The physical process for digital radiography is actually similar to traditional dental X-rays that use film, except there is no more uncomfortable cardboard to bite down onto. With digital radiography, although it resembles the film used for bitewings and other X-rays, the digital sensor is electronic and connected to a computer. There are several benefits to using digital radiography over traditional film X-rays: Less Radiation, Shorter Dental Appointments, Higher Quality Images, Transferring Dental Records and it is Environmentally Friendly.

When X-rays pass through your mouth during a dental exam, more X-rays are absorbed by the denser parts (such as teeth and bone) than bysoft tissues (such as cheeks and gums) before striking the film. This creates an image on the radiograph. Teeth appear lighter because fewer X-rays penetrate to reach the film.
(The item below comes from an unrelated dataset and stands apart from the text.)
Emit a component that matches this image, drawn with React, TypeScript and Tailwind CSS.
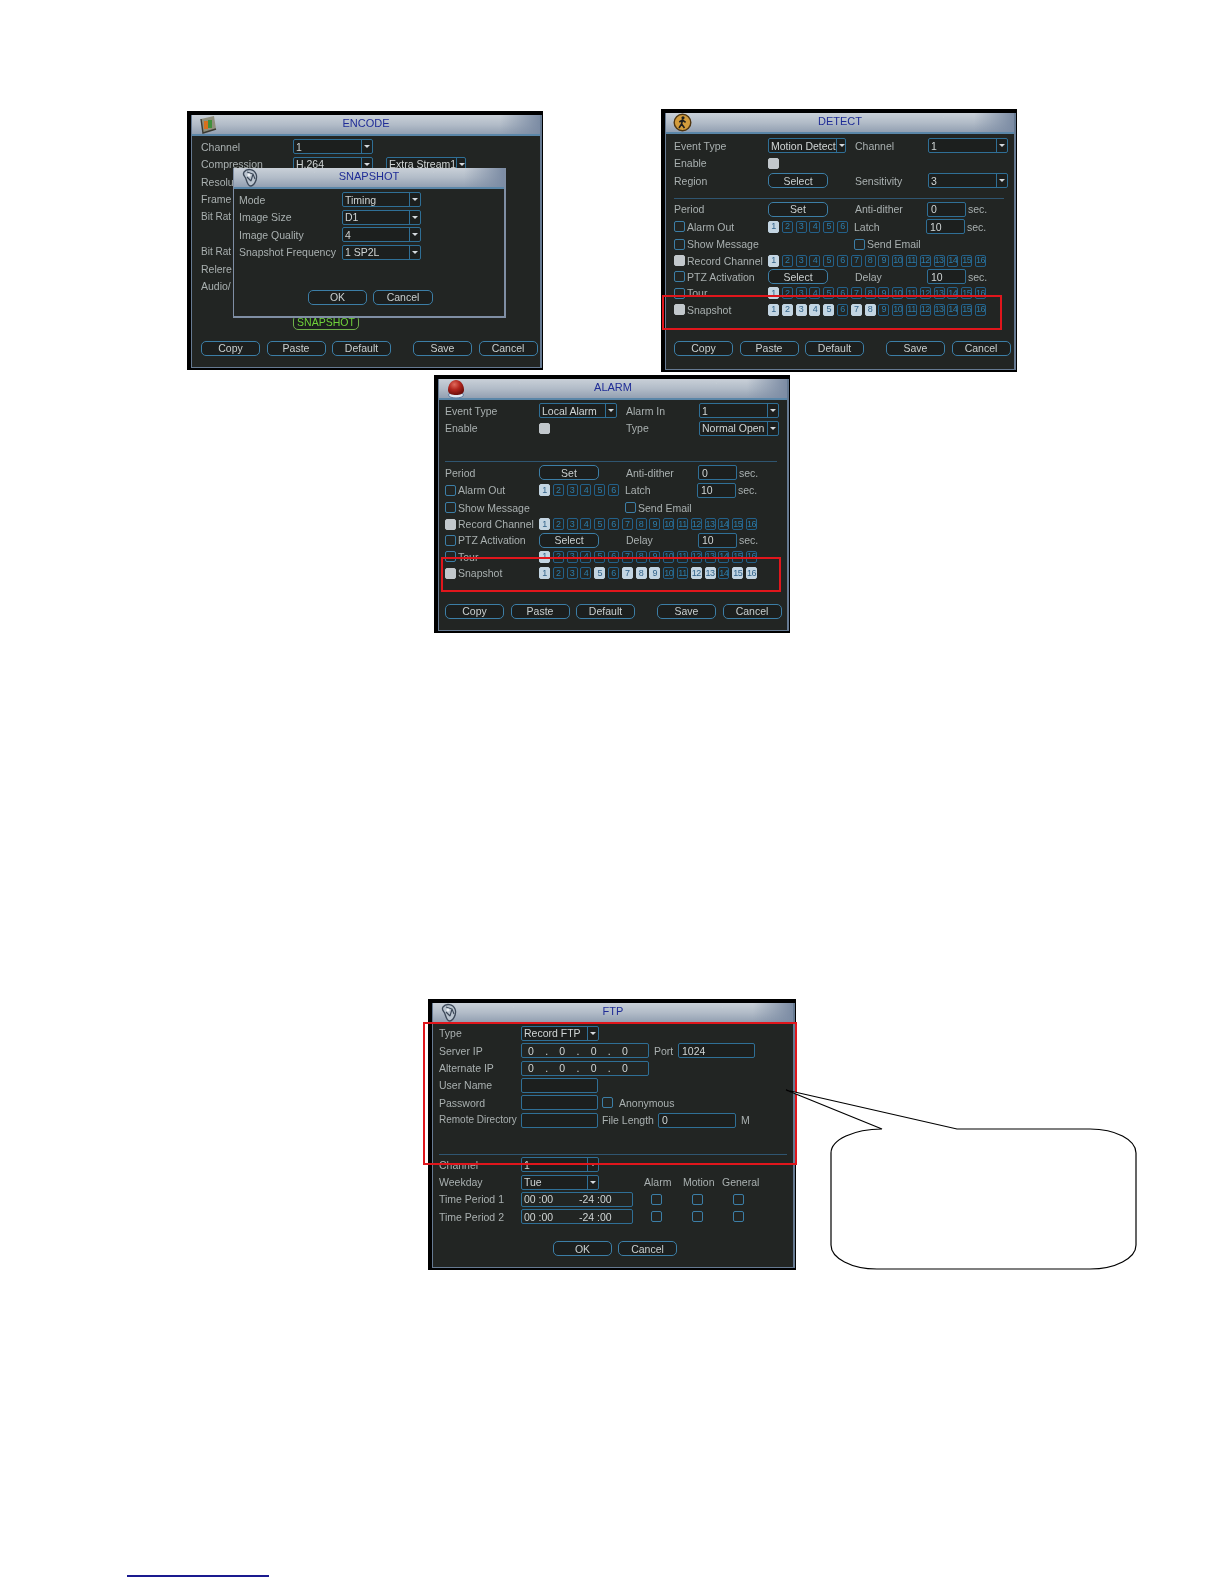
import React from 'react';

type Kind = 'encode' | 'detect' | 'alarm' | 'ghost';

const TitleIcon = ({ kind }: { kind: Kind }) => {
  if (kind === 'encode') {
    return (
      <svg width="18" height="19" viewBox="0 0 18 19">
        <path d="M2 4 L15 1 L17 14 L4 18 Z" fill="#8f8f7c" />
        <rect x="5" y="6" width="4" height="8" fill="#d8701c" />
        <rect x="9" y="5" width="4" height="8" fill="#3f8f3a" />
        <path d="M2 4 L4 18 L17 14" stroke="#3a3a32" strokeWidth="1.4" fill="none" />
      </svg>
    );
  }
  if (kind === 'detect') {
    return (
      <svg width="19" height="19" viewBox="0 0 19 19">
        <circle cx="9.5" cy="9.5" r="8.3" fill="#d39c3c" stroke="#4f3510" strokeWidth="1.4" />
        <circle cx="10" cy="4.8" r="1.6" fill="#1d1d1d" />
        <path d="M9.5 7 L8.6 11 L6 15 M8.6 11 L11.5 15 M6.3 9 L9.5 7 L12.6 9.4" stroke="#1d1d1d" strokeWidth="1.6" fill="none" />
      </svg>
    );
  }
  if (kind === 'alarm') {
    return (
      <svg width="20" height="20" viewBox="0 0 20 20">
        <defs>
          <radialGradient id="dome" cx="0.4" cy="0.3" r="0.7">
            <stop offset="0" stopColor="#e06a5c" />
            <stop offset="0.5" stopColor="#b2261e" />
            <stop offset="1" stopColor="#6e0f0c" />
          </radialGradient>
        </defs>
        <ellipse cx="10" cy="16" rx="7.5" ry="3" fill="#dfe8f2" stroke="#5f7da0" strokeWidth="1" />
        <path d="M2 11 C2 5 6 1 10 1 C14 1 18 5 18 11 C18 15 14 16 10 16 C6 16 2 15 2 11 Z" fill="url(#dome)" />
      </svg>
    );
  }
  return (
    <svg width="18" height="20" viewBox="0 0 18 20">
      <path d="M3 4 C6 0 13 1 15 6 C17 11 13 18 9.5 18 C7 18 6 14 5 11 C4 8 1 7 3 4 Z" fill="#b9c3ce" stroke="#3c4858" strokeWidth="1.3" />
      <path d="M6 4 L12 6 L10 13 M6 9 L10 13 M12 6 L14 11" stroke="#3c4858" strokeWidth="1.1" fill="none" />
      <circle cx="8" cy="7" r="1.6" fill="#eef1f4" />
    </svg>
  );
};

const Title = ({ kind, text }: { kind: Kind; text: string }) => (
  <div className="relative h-[21px] shrink-0 flex items-center justify-center pb-[2px] bg-gradient-to-b from-[#c9d0d8] via-[#b2bcc8] to-[#93a0b2] border-b-2 border-[#5a86a8]">
    <div className="absolute left-[80px] right-[70px] top-[2px] h-[3px] rounded-t-[2px] border-t border-x border-[#c2cad3]" />
    <div className="absolute right-0 top-0 bottom-0 w-[40px] bg-gradient-to-r from-transparent to-[#7c8ca4]" />
    <div className="absolute left-[7px] top-0">
      <TitleIcon kind={kind} />
    </div>
    <span className="relative text-[11px] text-[#1f2c96]">{text}</span>
  </div>
);

const Caret = () => (
  <span className="ml-auto w-[11px] shrink-0 self-stretch flex items-center justify-center border-l border-[#2f6f96]">
    <span className="w-0 h-0 border-l-[3px] border-r-[3px] border-t-[3px] border-l-transparent border-r-transparent border-t-[#d5dade]" />
  </span>
);

const Select = ({ w, text }: { w: string; text: string }) => (
  <div className={`${w} h-[15px] shrink-0 flex items-center pl-[2px] rounded-[2px] border border-[#2f6f96] text-[10.5px] leading-none text-[#d0d5d5] bg-[#1c1f1e]`}>
    <span className="whitespace-nowrap">{text}</span>
    <Caret />
  </div>
);

const Field = ({ w, text }: { w: string; text?: string }) => (
  <div className={`${w} h-[15px] shrink-0 flex items-center pl-[3px] rounded-[2px] border border-[#2f6f96] text-[10.5px] leading-none text-[#d0d5d5] bg-[#1c1f1e]`}>
    {text}
  </div>
);

const Btn = ({ w, text, tone = 'border-[#3c7ea6] text-[#c9cfcf]' }: { w: string; text: string; tone?: string }) => (
  <div className={`${w} h-[15px] shrink-0 flex items-center justify-center rounded-[5px] border text-[10.5px] leading-none bg-[#1c1f1e] ${tone}`}>
    {text}
  </div>
);

const Check = ({ on = false }: { on?: boolean }) => (
  <span className={`inline-block w-[11px] h-[11px] rounded-[2px] border shrink-0 ${on ? 'bg-[#c2c8cc] border-[#c2c8cc]' : 'border-[#3c7ea6]'}`} />
);

const Label = ({ children, className = '', size = 'text-[10.5px]' }: { children?: React.ReactNode; className?: string; size?: string }) => (
  <span className={`${size} shrink-0 leading-none whitespace-nowrap text-[#a9b0b0] ${className}`}>{children}</span>
);

const CheckLabel = ({ on, text }: { on?: boolean; text: string }) => (
  <span className="flex items-center gap-[2px]">
    <Check on={on} />
    <Label>{text}</Label>
  </span>
);

const Nums = ({ on, count = 16 }: { on: number[]; count?: number }) => (
  <div className="flex gap-[2.8px] shrink-0">
    {Array.from({ length: count }, (_, i) => i + 1).map((n) => (
      <span
        key={n}
        className={`w-[11px] h-[12px] flex items-center justify-center rounded-[2px] text-[9px] leading-none tracking-[-0.5px] border ${
          on.includes(n)
            ? 'bg-[#c3d5e2] border-[#c3d5e2] text-[#33648a]'
            : 'border-[#23618a] text-[#2b7cab]'
        }`}
      >
        {n}
      </span>
    ))}
  </div>
);

const Row = ({ h = 'h-[17.5px]', children }: { h?: string; children?: React.ReactNode }) => (
  <div className={`${h} shrink-0 flex items-center`}>{children}</div>
);

const Rule = () => <div className="h-px bg-[#2f5570]" />;

const BottomButtons = () => (
  <div className="flex gap-[6.5px]">
    <Btn w="w-[59px]" text="Copy" />
    <Btn w="w-[59px]" text="Paste" />
    <Btn w="w-[59px]" text="Default" />
    <span className="w-[9px]" />
    <Btn w="w-[59px]" text="Save" />
    <Btn w="w-[59px]" text="Cancel" />
  </div>
);

const Window = ({ className, over, children }: { className: string; over?: React.ReactNode; children: React.ReactNode }) => (
  <div className={`relative border-t-4 border-l-4 border-r border-b-2 border-black bg-black shrink-0 ${className}`}>
    <div className="h-full flex flex-col border-l border-r-2 border-b border-[#667a92] bg-[#222523] blur-[0.35px]">{children}</div>
    {over}
  </div>
);

const RedBox = ({ className }: { className: string }) => (
  <div className={`absolute border-2 border-[#e0161c] ${className}`} />
);

const Encode = () => (
  <Window className="w-[356px] h-[259px]">
    <Title kind="encode" text="ENCODE" />
    <div className="flex-1 pl-[9px] pt-[2px] flex flex-col">
      <Row>
        <Label className="w-[92px]">Channel</Label>
        <Select w="w-[80px]" text="1" />
      </Row>
      <Row>
        <Label className="w-[92px]">Compression</Label>
        <Select w="w-[80px]" text="H.264" />
        <span className="w-[13px]" />
        <Select w="w-[80px]" text="Extra Stream1" />
      </Row>
      <Row><Label>Resolu</Label></Row>
      <Row><Label>Frame</Label></Row>
      <Row><Label size="text-[10px]">Bit Rat</Label></Row>
      <Row />
      <Row><Label size="text-[10px]">Bit Rat</Label></Row>
      <Row><Label>Relere</Label></Row>
      <Row h="h-[16.5px]"><Label>Audio/</Label></Row>
      <div className="flex pl-[92px] mt-[20px]">
        <Btn w="w-[66px]" text="SNAPSHOT" tone="border-[#6fb04a] text-[#6fd23a]" />
      </div>
      <div className="mt-[11px]"><BottomButtons /></div>
    </div>
    {/* snapshot dialog over the encode window */}
    <div className="absolute left-[41px] top-[53px] w-[273px] h-[150px] flex flex-col border-l border-r-2 border-b-2 border-[#7f8ea4] bg-[#222523] blur-[0.35px]">
      <Title kind="ghost" text="SNAPSHOT" />
      <div className="pl-[5px] pt-[2px] flex flex-col">
        {[
          ['Mode', 'Timing'],
          ['Image Size', 'D1'],
          ['Image Quality', '4'],
          ['Snapshot Frequency', '1 SP2L'],
        ].map(([a, b]) => (
          <Row key={a}>
            <Label className="w-[103px]">{a}</Label>
            <Select w="w-[79px]" text={b} />
          </Row>
        ))}
        <div className="flex gap-[6px] pl-[69px] mt-[29px]">
          <Btn w="w-[59px]" text="OK" />
          <Btn w="w-[60px]" text="Cancel" />
        </div>
      </div>
    </div>
  </Window>
);

const AlarmRows = ({ snapOn }: { snapOn: number[] }) => (
  <>
    <Row>
      <Label className="w-[94px]">Period</Label>
      <Btn w="w-[60px]" text="Set" />
      <Label className="ml-[27px] w-[72px]">Anti-dither</Label>
      <Field w="w-[39px]" text="0" />
      <Label className="ml-[2px]">sec.</Label>
    </Row>
    <Row>
      <span className="w-[94px] shrink-0"><CheckLabel text="Alarm Out" /></span>
      <Nums on={[1]} count={6} />
      <Label className="ml-[6px] w-[72px]">Latch</Label>
      <Field w="w-[39px]" text="10" />
      <Label className="ml-[2px]">sec.</Label>
    </Row>
    <Row>
      <span className="w-[180px] shrink-0"><CheckLabel text="Show Message" /></span>
      <CheckLabel text="Send Email" />
    </Row>
    <Row h="h-[15.5px]">
      <span className="w-[94px] shrink-0"><CheckLabel on text="Record Channel" /></span>
      <Nums on={[1]} />
    </Row>
    <Row h="h-[16.5px]">
      <span className="w-[94px] shrink-0"><CheckLabel text="PTZ Activation" /></span>
      <Btn w="w-[60px]" text="Select" />
      <Label className="ml-[27px] w-[72px]">Delay</Label>
      <Field w="w-[39px]" text="10" />
      <Label className="ml-[2px]">sec.</Label>
    </Row>
    <Row h="h-[16.5px]">
      <span className="w-[94px] shrink-0"><CheckLabel text="Tour" /></span>
      <Nums on={[1]} />
    </Row>
    <Row h="h-[16.5px]">
      <span className="w-[94px] shrink-0"><CheckLabel on text="Snapshot" /></span>
      <Nums on={snapOn} />
    </Row>
  </>
);

const Detect = () => (
  <Window className="w-[356px] h-[263px]" over={<RedBox className="left-[-3px] top-[182px] w-[340px] h-[35px]" />}>
    <Title kind="detect" text="DETECT" />
    <div className="flex-1 pl-[8px] pt-[3px] flex flex-col">
      <Row>
        <Label className="w-[94px]">Event Type</Label>
        <Select w="w-[78px]" text="Motion Detect" />
        <Label className="ml-[9px] w-[73px]">Channel</Label>
        <Select w="w-[80px]" text="1" />
      </Row>
      <Row>
        <Label className="w-[94px]">Enable</Label>
        <Check on />
      </Row>
      <Row>
        <Label className="w-[94px]">Region</Label>
        <Btn w="w-[60px]" text="Select" />
        <Label className="ml-[27px] w-[73px]">Sensitivity</Label>
        <Select w="w-[80px]" text="3" />
      </Row>
      <div className="mt-[8px] mb-[2px] mr-[10px]"><Rule /></div>
      <AlarmRows snapOn={[1, 2, 3, 4, 5, 7, 8]} />
      <div className="mt-[23px]"><BottomButtons /></div>
    </div>
  </Window>
);

const Alarm = () => (
  <Window className="w-[356px] h-[258px]" over={<RedBox className="left-[3px] top-[178px] w-[340px] h-[35px]" />}>
    <Title kind="alarm" text="ALARM" />
    <div className="flex-1 pl-[6px] pt-[2px] flex flex-col">
      <Row>
        <Label className="w-[94px]">Event Type</Label>
        <Select w="w-[78px]" text="Local Alarm" />
        <Label className="ml-[9px] w-[73px]">Alarm In</Label>
        <Select w="w-[80px]" text="1" />
      </Row>
      <Row>
        <Label className="w-[94px]">Enable</Label>
        <Check on />
        <Label className="ml-[76px] w-[73px]">Type</Label>
        <Select w="w-[80px]" text="Normal Open" />
      </Row>
      <Row h="h-[24px]" />
      <div className="mb-[2px] mr-[10px]"><Rule /></div>
      <AlarmRows snapOn={[1, 5, 7, 8, 9, 12, 13, 15, 16]} />
      <div className="mt-[22.5px]"><BottomButtons /></div>
    </div>
  </Window>
);

const Ip = () => (
  <div className="w-[128px] h-[15px] shrink-0 flex items-center justify-between pl-[6px] pr-[20px] rounded-[2px] border border-[#2f6f96] text-[10.5px] leading-none text-[#d0d5d5]">
    <span>0</span><span>.</span><span>0</span><span>.</span><span>0</span><span>.</span><span>0</span>
  </div>
);

const Time = () => (
  <div className="w-[112px] h-[15px] shrink-0 flex items-center pl-[2px] rounded-[2px] border border-[#2f6f96] text-[10.5px] leading-none text-[#d0d5d5]">
    <span className="w-[55px]">00 :00</span><span>-24 :00</span>
  </div>
);

const FtpRow = ({ children }: { children?: React.ReactNode }) => <Row h="h-[17.3px]">{children}</Row>;

const Ftp = () => (
  <Window className="w-[368px] h-[271px]" over={<RedBox className="left-[-9px] top-[19px] w-[374px] h-[143px]" />}>
    <Title kind="ghost" text="FTP" />
    <div className="flex-1 pl-[6px] pt-[1px] flex flex-col">
      <FtpRow>
        <Label className="w-[82px]">Type</Label>
        <Select w="w-[78px]" text="Record FTP" />
      </FtpRow>
      <FtpRow>
        <Label className="w-[82px]">Server IP</Label>
        <Ip />
        <Label className="ml-[5px] w-[24px]">Port</Label>
        <Field w="w-[77px]" text="1024" />
      </FtpRow>
      <FtpRow>
        <Label className="w-[82px]">Alternate IP</Label>
        <Ip />
      </FtpRow>
      <FtpRow>
        <Label className="w-[82px]">User Name</Label>
        <Field w="w-[77px]" />
      </FtpRow>
      <FtpRow>
        <Label className="w-[82px]">Password</Label>
        <Field w="w-[77px]" />
        <span className="ml-[4px] flex"><Check /></span>
        <Label className="ml-[6px]">Anonymous</Label>
      </FtpRow>
      <FtpRow>
        <Label className="w-[82px]" size="text-[10px]">Remote Directory</Label>
        <Field w="w-[77px]" />
        <Label className="ml-[4px] w-[56px]">File Length</Label>
        <Field w="w-[78px]" text="0" />
        <Label className="ml-[5px]">M</Label>
      </FtpRow>
      <div className="mt-[25.5px] mb-[1px] mr-[6px]"><Rule /></div>
      <FtpRow>
        <Label className="w-[82px]">Channel</Label>
        <Select w="w-[78px]" text="1" />
      </FtpRow>
      <FtpRow>
        <Label className="w-[82px]">Weekday</Label>
        <Select w="w-[78px]" text="Tue" />
        <Label className="ml-[45px] w-[39px]">Alarm</Label>
        <Label className="w-[39px]">Motion</Label>
        <Label>General</Label>
      </FtpRow>
      {['Time Period 1', 'Time Period 2'].map((t) => (
        <FtpRow key={t}>
          <Label className="w-[82px]">{t}</Label>
          <Time />
          <span className="ml-[18px] w-[41px] shrink-0 flex"><Check /></span>
          <span className="w-[41px] shrink-0 flex"><Check /></span>
          <Check />
        </FtpRow>
      ))}
      <div className="flex gap-[6px] pl-[114px] mt-[16px]">
        <Btn w="w-[59px]" text="OK" />
        <Btn w="w-[59px]" text="Cancel" />
      </div>
    </div>
  </Window>
);

const Callout = () => (
  <svg className="absolute left-[780px] top-[1085px]" width="360" height="190" viewBox="0 0 360 190">
    <path
      d="M6 5 L177 44 L310 44 A46 24 0 0 1 356 68 L356 160 A46 24 0 0 1 310 184 L97 184 A46 24 0 0 1 51 160 L51 68 A51 24 0 0 1 102 44 Z"
      fill="#fff"
      stroke="#000"
      strokeWidth="1.2"
    />
  </svg>
);

export default function App() {
  return (
    <div className="relative w-[1224px] h-[1584px] bg-white overflow-hidden font-['Liberation_Sans',Arial,sans-serif]">
      <div className="pt-[109px]">
        <div className="flex items-start pl-[187px] gap-[118px]">
          <div className="mt-[2px]"><Encode /></div>
          <Detect />
        </div>
        <div className="pl-[434px] mt-[3px]"><Alarm /></div>
        <div className="pl-[428px] mt-[366px]"><Ftp /></div>
        <div className="ml-[127px] mt-[305px] w-[142px] h-[1.5px] bg-[#1a1a8f]" />
      </div>
      <Callout />
    </div>
  );
}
Cavities and gum disease appear darker because of more X-ray penetration. The interpretation of these X-rays allows the dentist to safely and accurately detect hidden abnormalities.

How often dental X-rays (radiographs) should be taken depends on the patient`s individual health needs. It is important to recognize that just as each patient is different from the next, so should the scheduling of X-ray exams be individualized for each patient.

The schedule for needing radiographs at recall visits varies according to your age, risk for disease and signs and symptoms. Recent films may be needed to detect new cavities, or to determine the status of gum disease or for evaluation of growth and development. Children may need X-rays more often than adults. This is because their teeth and jaws are still developing and because their teeth are more likely to be affected by tooth decay than those of adults.